Rain is pelting, happily killing, the hope that I have within
Thunder is clashing, joyously thrashing, the mind I’ve tried to build
Winds are blowing, peacefully knowing, what it is doing to me
Tears are falling, silently calling, for a shimmer of hope that’s gone.

What can help? What can see, all of the things that are happening to me
No one can help, no one can see, so here I am dying
Insanity mocks me, standing behind, the line of instability
It stands there, eagerly knowing, its time has almost come.

Why should I try to fix myself, knowing that nothing will change?
Why should I try to find myself, knowing that I’m forever lost?
Why should I try to save myself, as I’m drowning within my doubt?
Why should I try to see myself, when the mirror is already broken?

Forcing the me that you want me to be, crushing the confidence I have
Knowing you’re hurting, killing, converting, the real me behind the mask
Silently hiding behind the reality of my condition, buying off of the time that you have
Saying you love me, care for me, adore me, when really you want me dead.

Here I am, hurting myself, with the reality that will never be
Childishly thinking that it might work out, knowing that it won’t happen
Sure you make me feel so much better, you take the storms away
But it’s impossible, impracticable, infeasible, the mere thought of you and I.

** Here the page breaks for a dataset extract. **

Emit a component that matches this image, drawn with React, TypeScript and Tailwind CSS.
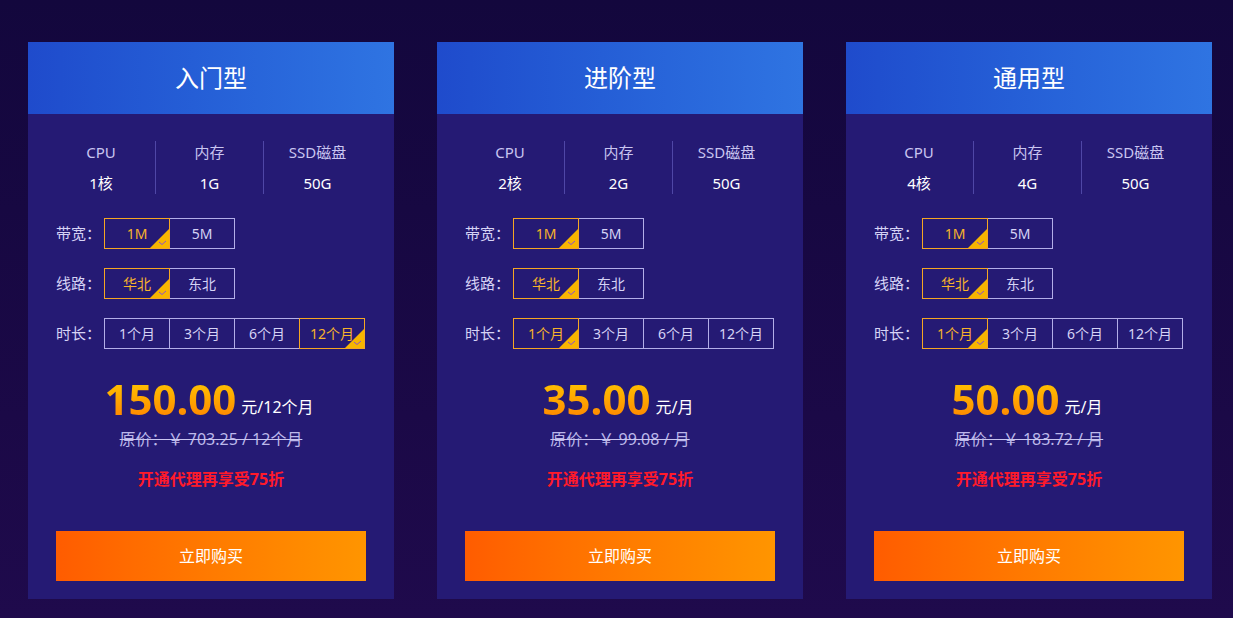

The mask is crumbling into dust, showing the me inside
God, how I hope to fix it before it falls away completely
I will never be able to show the true me, it would destroy me
But you can’t understand, I can’t understand, even the real me, who am I?

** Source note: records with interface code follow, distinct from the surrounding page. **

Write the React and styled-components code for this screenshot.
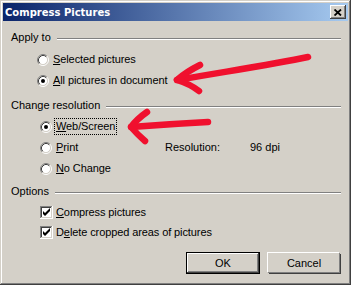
import React from 'react';
import styled, { createGlobalStyle } from 'styled-components';

const Global = createGlobalStyle`
  html, body { margin: 0; padding: 0; background: #d4d0c8; }
  body {
    font-family: "Liberation Sans", Arial, sans-serif;
    font-size: 11px;
    color: #000;
  }
`;

const Window = styled.div`
  position: relative;
  width: 351px;
  height: 285px;
  box-sizing: border-box;
  padding: 3px;
  background: #d4d0c8;
  box-shadow: inset -1px -1px #404040, inset 1px 1px #d4d0c8,
    inset -2px -2px #808080, inset 2px 2px #ffffff;
  display: flex;
  flex-direction: column;
`;

const TitleBar = styled.div`
  height: 18px;
  flex: none;
  display: flex;
  align-items: center;
  justify-content: space-between;
  padding: 0 2px;
  background: linear-gradient(to right, #0a246a, #a6caf0);
`;

const TitleText = styled.span`
  font-family: "DejaVu Sans", Verdana, sans-serif;
  font-weight: bold;
  font-size: 10px;
  color: #fff;
  line-height: 13px;
`;

const CloseButton = styled.div`
  width: 16px;
  height: 14px;
  box-sizing: border-box;
  background: #d4d0c8;
  box-shadow: inset -1px -1px #404040, inset 1px 1px #ffffff,
    inset -2px -2px #808080;
  display: flex;
  align-items: center;
  justify-content: center;
`;

const Body = styled.div`
  flex: 1;
  display: flex;
  flex-direction: column;
  padding: 0 7px 0 8px;
`;

const Legend = styled.div`
  display: flex;
  align-items: center;
  height: 13px;
  margin-top: ${(p) => p.$top}px;
`;

const LegendLabel = styled.span`
  line-height: 13px;
  white-space: nowrap;
`;

const Rule = styled.div`
  flex: 1;
  height: 0;
  margin: 3px 0 0 6px;
  border-top: 1px solid #808080;
  border-bottom: 1px solid #ffffff;
`;

const OptionList = styled.div`
  display: flex;
  flex-direction: column;
  padding-left: ${(p) => p.$indent}px;
  margin-top: ${(p) => p.$top}px;
`;

const Row = styled.div`
  height: ${(p) => p.$h || 21}px;
  display: flex;
  align-items: center;
`;

const ResolutionGrid = styled.div`
  display: grid;
  grid-template-columns: 125px 85px auto;
  grid-auto-rows: 21px;
  align-items: center;
  padding-left: 29px;
  margin-top: 4px;
`;

const Cell = styled.div`
  display: flex;
  align-items: center;
  grid-column: ${(p) => p.$col};
  grid-row: ${(p) => p.$row};
`;

const Label = styled.span`
  line-height: 13px;
  padding: 1px;
  border: 1px dotted ${(p) => (p.$focus ? '#000' : 'transparent')};
  white-space: nowrap;
  letter-spacing: -0.1px;
  & u { text-decoration: underline; text-underline-offset: 1px; }
`;

const Plain = styled.span`
  line-height: 13px;
  white-space: nowrap;
`;

const ButtonRow = styled.div`
  display: flex;
  justify-content: flex-end;
  gap: 7px;
  margin-top: 10px;
`;

const Button = styled.div`
  width: ${(p) => (p.$default ? 74 : 72)}px;
  height: ${(p) => (p.$default ? 22 : 20)}px;
  margin: ${(p) => (p.$default ? 0 : 1)}px;
  box-sizing: border-box;
  display: flex;
  align-items: center;
  justify-content: center;
  background: #d4d0c8;
  border: ${(p) => (p.$default ? '1px solid #000' : 'none')};
  box-shadow: ${(p) =>
    p.$default
      ? 'inset -1px -1px #404040, inset 1px 1px #ffffff, inset -2px -2px #808080'
      : 'inset -1px -1px #808080, inset 1px 1px #d4d0c8, -1px -1px 0 0 #ffffff, 1px 1px 0 0 #404040, 1px -1px 0 0 #d4d0c8'};
`;

const Overlay = styled.svg`
  position: absolute;
  left: 0;
  top: 0;
  pointer-events: none;
`;

const RadioIcon = ({ checked }) => (
  <svg width="12" height="12" viewBox="0 0 12 12" style={{ flex: 'none', marginRight: 2 }}>
    <circle cx="6" cy="6" r="4.5" fill="#fff" />
    <path d="M2.11 9.89 A5.5 5.5 0 0 1 9.89 2.11" fill="none" stroke="#808080" />
    <path d="M9.89 2.11 A5.5 5.5 0 0 1 2.11 9.89" fill="none" stroke="#ffffff" />
    <path d="M2.82 9.18 A4.5 4.5 0 0 1 9.18 2.82" fill="none" stroke="#404040" />
    <path d="M9.18 2.82 A4.5 4.5 0 0 1 2.82 9.18" fill="none" stroke="#d4d0c8" />
    {checked && <circle cx="6" cy="6" r="2" fill="#000" />}
  </svg>
);

const CheckIcon = () => (
  <svg width="13" height="13" viewBox="0 0 13 13" style={{ flex: 'none', marginRight: 1 }} shapeRendering="crispEdges">
    <rect x="0" y="0" width="13" height="13" fill="#ffffff" />
    <rect x="0" y="0" width="12" height="12" fill="#d4d0c8" />
    <rect x="0" y="0" width="12" height="1" fill="#808080" />
    <rect x="0" y="0" width="1" height="12" fill="#808080" />
    <rect x="1" y="1" width="10" height="10" fill="#fff" />
    <rect x="1" y="1" width="10" height="1" fill="#404040" />
    <rect x="1" y="1" width="1" height="10" fill="#404040" />
    <polygon points="3,5 5,7 10,2 10,5 5,10 3,8" fill="#000" shapeRendering="geometricPrecision" />
  </svg>
);

export default function App() {
  return (
    <>
      <Global />
      <Window>
        <TitleBar>
          <TitleText>Compress Pictures</TitleText>
          <CloseButton>
            <svg width="8" height="7" viewBox="0 0 8 7">
              <path d="M0.5 0.5 L7 6.5 M7 0.5 L0.5 6.5" stroke="#000" strokeWidth="1.8" />
            </svg>
          </CloseButton>
        </TitleBar>
        <Body>
          <Legend $top={10}>
            <LegendLabel>Apply to</LegendLabel>
            <Rule />
          </Legend>
          <OptionList $indent={26} $top={5}>
            <Row>
              <RadioIcon />
              <Label><u>S</u>elected pictures</Label>
            </Row>
            <Row>
              <RadioIcon checked />
              <Label><u>A</u>ll pictures in document</Label>
            </Row>
          </OptionList>

          <Legend $top={8}>
            <LegendLabel>Change resolution</LegendLabel>
            <Rule />
          </Legend>
          <ResolutionGrid>
            <Cell $col={1} $row={1}>
              <RadioIcon checked />
              <Label $focus><u>W</u>eb/Screen</Label>
            </Cell>
            <Cell $col={1} $row={2}>
              <RadioIcon />
              <Label><u>P</u>rint</Label>
            </Cell>
            <Cell $col={2} $row={2}>
              <Plain>Resolution:</Plain>
            </Cell>
            <Cell $col={3} $row={2}>
              <Plain>96 dpi</Plain>
            </Cell>
            <Cell $col={1} $row={3}>
              <RadioIcon />
              <Label><u>N</u>o Change</Label>
            </Cell>
          </ResolutionGrid>

          <Legend $top={6}>
            <LegendLabel>Options</LegendLabel>
            <Rule />
          </Legend>
          <OptionList $indent={29} $top={4}>
            <Row $h={20}>
              <CheckIcon />
              <Label><u>C</u>ompress pictures</Label>
            </Row>
            <Row $h={20}>
              <CheckIcon />
              <Label>D<u>e</u>lete cropped areas of pictures</Label>
            </Row>
          </OptionList>

          <ButtonRow>
            <Button $default>OK</Button>
            <Button>Cancel</Button>
          </ButtonRow>
        </Body>

        <Overlay width="351" height="285" viewBox="0 0 351 285">
          <g fill="none" stroke="#f0102e" strokeWidth="6.5" strokeLinecap="round" strokeLinejoin="round">
            <path d="M308 57 C 275 64, 235 70, 177 80" />
            <path d="M200 65 Q 186 72, 177 80 Q 190 84, 199 91" />
            <path d="M208 122 Q 170 124, 131 127" />
            <path d="M147 112 Q 137 119, 131 127 Q 137 134, 145 141" />
          </g>
        </Overlay>
      </Window>
    </>
  );
}
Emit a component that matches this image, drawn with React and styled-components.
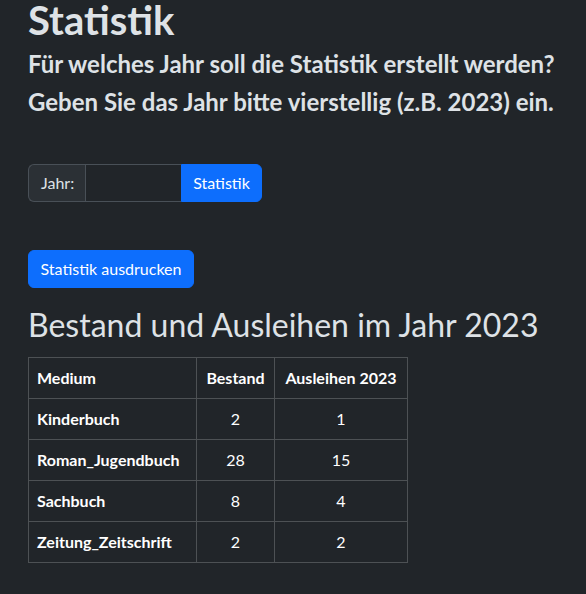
import React from "react";
import styled, { createGlobalStyle } from "styled-components";

const Global = createGlobalStyle`
  body {
    margin: 0;
    background: #212529;
    color: #dee2e6;
    font-family: "Lato", "Liberation Sans", sans-serif;
    font-size: 16px;
    line-height: 1.5;
  }
`;

const Main = styled.main`
  padding: 0 28px;
`;

const Title = styled.h1`
  font-size: 40px;
  font-weight: 700;
  line-height: 40px;
  margin: 0 0 10px;
`;

const Lead = styled.h4`
  font-size: 24px;
  font-weight: 700;
  line-height: 28.8px;
  margin: 0 0 9px;
  white-space: nowrap;
`;

const InputGroup = styled.form`
  display: flex;
  height: 38px;
  margin-top: 47px;
`;

const GroupLabel = styled.span`
  display: flex;
  align-items: center;
  box-sizing: border-box;
  width: 57px;
  padding: 0 12px;
  background: #2b3035;
  border: 1px solid #495057;
  border-right: none;
  border-radius: 6px 0 0 6px;
`;

const YearInput = styled.input`
  box-sizing: border-box;
  width: 96px;
  background: #212529;
  color: #dee2e6;
  border: 1px solid #495057;
  border-right: none;
  padding: 0 12px;
  font: inherit;
  outline: none;
`;

const Button = styled.button`
  box-sizing: border-box;
  height: 38px;
  width: ${(p) => p.$width}px;
  background: #0d6efd;
  color: #fff;
  border: 1px solid #0d6efd;
  border-radius: ${(p) => (p.$attached ? "0 6px 6px 0" : "6px")};
  font-family: inherit;
  font-size: 16px;
  padding: 0;
  cursor: pointer;
`;

const PrintRow = styled.div`
  margin-top: 48px;
`;

const SubTitle = styled.h2`
  font-size: 32px;
  font-weight: 400;
  line-height: 38.4px;
  margin: 18px 0 8px;
`;

const Table = styled.table`
  border-collapse: collapse;
  margin-top: 13px;
  color: #fff;
  font-size: 16px;
`;

const Cell = styled.td`
  box-sizing: border-box;
  height: 41px;
  padding: 8px;
  border: 1px solid #4d5154;
  font-weight: ${(p) => (p.$bold ? 700 : 400)};
  text-align: ${(p) => p.$align || "left"};
  width: ${(p) => (p.$width ? p.$width + "px" : "auto")};
  white-space: nowrap;
`;

const rows = [
  ["Kinderbuch", 2, 1],
  ["Roman_Jugendbuch", 28, 15],
  ["Sachbuch", 8, 4],
  ["Zeitung_Zeitschrift", 2, 2],
];

export default function App() {
  return (
    <>
      <Global />
      <Main>
        <Title>Statistik</Title>
        <Lead>Für welches Jahr soll die Statistik erstellt werden?</Lead>
        <Lead>Geben Sie das Jahr bitte vierstellig (z.B. 2023) ein.</Lead>
        <InputGroup onSubmit={(e) => e.preventDefault()}>
          <GroupLabel>Jahr:</GroupLabel>
          <YearInput type="text" />
          <Button $width={81} $attached>Statistik</Button>
        </InputGroup>
        <PrintRow>
          <Button $width={166}>Statistik ausdrucken</Button>
        </PrintRow>
        <SubTitle>Bestand und Ausleihen im Jahr 2023</SubTitle>
        <Table>
          <thead>
            <tr>
              <Cell as="th" $bold $width={168}>Medium</Cell>
              <Cell as="th" $bold $align="center" $width={78}>Bestand</Cell>
              <Cell as="th" $bold $align="center" $width={133}>Ausleihen 2023</Cell>
            </tr>
          </thead>
          <tbody>
            {rows.map(([name, stock, loans]) => (
              <tr key={name}>
                <Cell as="th" $bold>{name}</Cell>
                <Cell $align="center">{stock}</Cell>
                <Cell $align="center">{loans}</Cell>
              </tr>
            ))}
          </tbody>
        </Table>
      </Main>
    </>
  );
}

I change myself to be the one that everyone wants to see, the one everyone wants to know
I’m afraid that if I’m me, they’ll all hate it and never want to see me again
They’ll shun me, abandon me, reject me, and tell me I’m worthless
Push me to the very depths of my mind.

I see him, but does he see me, I doubt it, I doubt it
I love him, but does he like me, I doubt it, I doubt it
I notice him, but does he notice me, I doubt it, I doubt it
I want him, but does he want me, I doubt it, I doubt it

@CasiCasino group

(holy fuck altrince, i had to look twice at that first few lines to realise that this wasnt some vent or a thing you actually saw-)
(this was-)
(literally there are no words to explain what this is)
(it's like-)
(a lot more emotional this time, i guess? a lot of stuff really spoke to me tho, idk it just hit really hard)

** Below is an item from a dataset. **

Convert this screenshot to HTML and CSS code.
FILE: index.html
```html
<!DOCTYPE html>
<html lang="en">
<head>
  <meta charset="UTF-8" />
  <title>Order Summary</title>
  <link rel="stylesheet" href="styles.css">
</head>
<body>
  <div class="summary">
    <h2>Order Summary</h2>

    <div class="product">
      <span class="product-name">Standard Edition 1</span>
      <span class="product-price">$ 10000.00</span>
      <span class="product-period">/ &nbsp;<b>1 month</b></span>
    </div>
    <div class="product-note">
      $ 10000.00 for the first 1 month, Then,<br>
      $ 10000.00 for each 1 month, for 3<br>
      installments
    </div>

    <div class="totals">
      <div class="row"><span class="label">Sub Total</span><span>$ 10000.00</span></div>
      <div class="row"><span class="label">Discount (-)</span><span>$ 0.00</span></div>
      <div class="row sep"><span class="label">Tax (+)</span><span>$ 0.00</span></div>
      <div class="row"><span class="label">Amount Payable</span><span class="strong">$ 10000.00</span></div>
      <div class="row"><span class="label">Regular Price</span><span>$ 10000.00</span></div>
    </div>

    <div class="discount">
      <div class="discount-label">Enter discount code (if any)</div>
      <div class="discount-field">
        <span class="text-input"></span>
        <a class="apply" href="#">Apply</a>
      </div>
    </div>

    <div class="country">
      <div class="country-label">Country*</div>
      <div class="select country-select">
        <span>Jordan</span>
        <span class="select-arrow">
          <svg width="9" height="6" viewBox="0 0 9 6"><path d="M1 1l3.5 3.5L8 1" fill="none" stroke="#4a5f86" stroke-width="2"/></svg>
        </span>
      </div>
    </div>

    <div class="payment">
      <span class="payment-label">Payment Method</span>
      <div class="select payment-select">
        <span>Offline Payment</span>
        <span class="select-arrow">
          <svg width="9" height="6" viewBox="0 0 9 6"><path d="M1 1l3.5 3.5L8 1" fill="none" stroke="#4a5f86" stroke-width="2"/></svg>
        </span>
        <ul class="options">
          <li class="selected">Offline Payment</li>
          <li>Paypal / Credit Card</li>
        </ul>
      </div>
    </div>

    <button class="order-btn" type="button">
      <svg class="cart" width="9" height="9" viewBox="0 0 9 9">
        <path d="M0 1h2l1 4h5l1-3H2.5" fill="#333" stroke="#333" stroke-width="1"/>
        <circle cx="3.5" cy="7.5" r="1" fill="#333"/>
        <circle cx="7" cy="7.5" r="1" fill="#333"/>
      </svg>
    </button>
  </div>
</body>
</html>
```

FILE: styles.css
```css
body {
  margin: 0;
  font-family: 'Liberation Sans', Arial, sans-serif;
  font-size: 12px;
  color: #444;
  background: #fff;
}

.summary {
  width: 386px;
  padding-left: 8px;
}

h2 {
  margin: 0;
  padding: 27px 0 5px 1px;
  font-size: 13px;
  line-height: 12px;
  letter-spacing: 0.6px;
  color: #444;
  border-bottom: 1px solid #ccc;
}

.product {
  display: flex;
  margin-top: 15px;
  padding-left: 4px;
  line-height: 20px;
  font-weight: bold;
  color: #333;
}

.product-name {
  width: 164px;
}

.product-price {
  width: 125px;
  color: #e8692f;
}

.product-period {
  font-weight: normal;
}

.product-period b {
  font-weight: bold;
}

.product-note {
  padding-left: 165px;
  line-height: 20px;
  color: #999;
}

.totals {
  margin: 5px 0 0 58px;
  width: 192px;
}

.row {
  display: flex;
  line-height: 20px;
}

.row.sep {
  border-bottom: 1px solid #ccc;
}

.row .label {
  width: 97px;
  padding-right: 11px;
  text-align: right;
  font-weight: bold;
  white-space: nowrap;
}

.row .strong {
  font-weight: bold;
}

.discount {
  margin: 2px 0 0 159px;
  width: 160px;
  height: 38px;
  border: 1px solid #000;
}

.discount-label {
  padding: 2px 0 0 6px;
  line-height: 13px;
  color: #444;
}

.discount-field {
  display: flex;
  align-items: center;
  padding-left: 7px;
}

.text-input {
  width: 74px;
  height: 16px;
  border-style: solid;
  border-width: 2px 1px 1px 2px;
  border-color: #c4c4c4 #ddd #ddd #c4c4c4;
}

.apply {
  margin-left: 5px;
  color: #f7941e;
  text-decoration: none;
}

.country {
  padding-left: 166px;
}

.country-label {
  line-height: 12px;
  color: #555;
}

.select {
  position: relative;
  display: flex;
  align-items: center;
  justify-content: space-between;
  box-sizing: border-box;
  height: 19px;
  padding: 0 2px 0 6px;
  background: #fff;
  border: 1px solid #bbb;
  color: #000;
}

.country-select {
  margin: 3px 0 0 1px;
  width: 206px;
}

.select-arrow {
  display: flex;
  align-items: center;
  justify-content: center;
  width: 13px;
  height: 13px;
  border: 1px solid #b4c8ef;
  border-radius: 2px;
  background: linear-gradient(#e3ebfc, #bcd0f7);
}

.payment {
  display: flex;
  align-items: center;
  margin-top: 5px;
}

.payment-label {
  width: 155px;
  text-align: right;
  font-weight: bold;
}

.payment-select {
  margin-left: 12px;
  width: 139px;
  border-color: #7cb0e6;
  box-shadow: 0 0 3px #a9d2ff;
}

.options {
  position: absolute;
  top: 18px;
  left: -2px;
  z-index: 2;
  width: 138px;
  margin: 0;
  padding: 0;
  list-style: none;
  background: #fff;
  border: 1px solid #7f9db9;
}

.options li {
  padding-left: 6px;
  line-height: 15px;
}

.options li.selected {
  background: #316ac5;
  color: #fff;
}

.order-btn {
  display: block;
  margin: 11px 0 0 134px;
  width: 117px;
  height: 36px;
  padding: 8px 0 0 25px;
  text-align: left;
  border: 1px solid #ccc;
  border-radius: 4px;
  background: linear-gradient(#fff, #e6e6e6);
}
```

(Thank you Izzy and yeah… it was a ride writing that one)

(I… wow. I've had thoughts of suicide and have attempted to take my own life before… but that… it put it into perspective for me. I don't know…)

(I apologize if it hit some triggers, that was not in my intention to do that. Stay strong alright? I believe in you.)

@furetakunai ac_unit

(Okay, so like, I wrote a poem some time ago. I decided to write poems about experiences I've had living in different places. But for now, I'll only share this one. About the USA)

Elegy to the Dream

i just wanna raise a glass
a glass to all the flags we hung
a glass to the false promises
and the tears we cried realizing it was a lie
to the sleepless nights
unequal fights
to the life that everyone else got to live
for the lives that we had to give

i wanna have a toast to hands
that're holding me down
let's have a toast the hands
that're holding that crown
the hands that have to power to change the world
but don't raise a single centimetre
to even so much as help

i wanna look back at the times
and the things we died for
our existence
our rights
and our humanity

we die to the silence of a scared society
we die to our sisters, brothers,
our friends, and enemies
in a world where a talk can't be
seen without violence
like it's a terrorism threat
it's an existential crisis

i want you to look at me
and all of my kin
where the visions of one man
painted our fate on our skin
where i have nothing to fear
but driving down the road
and walking down the street
at the wrong time and the wrong place
because promises were broken.

so i have three words for you
rest in peace
and i'm sorry you were murdered
so heartlessly

in the loving memory of,
The American Dream

1776-1776

(forgive me if this seems like nonsensical rambling, kek.)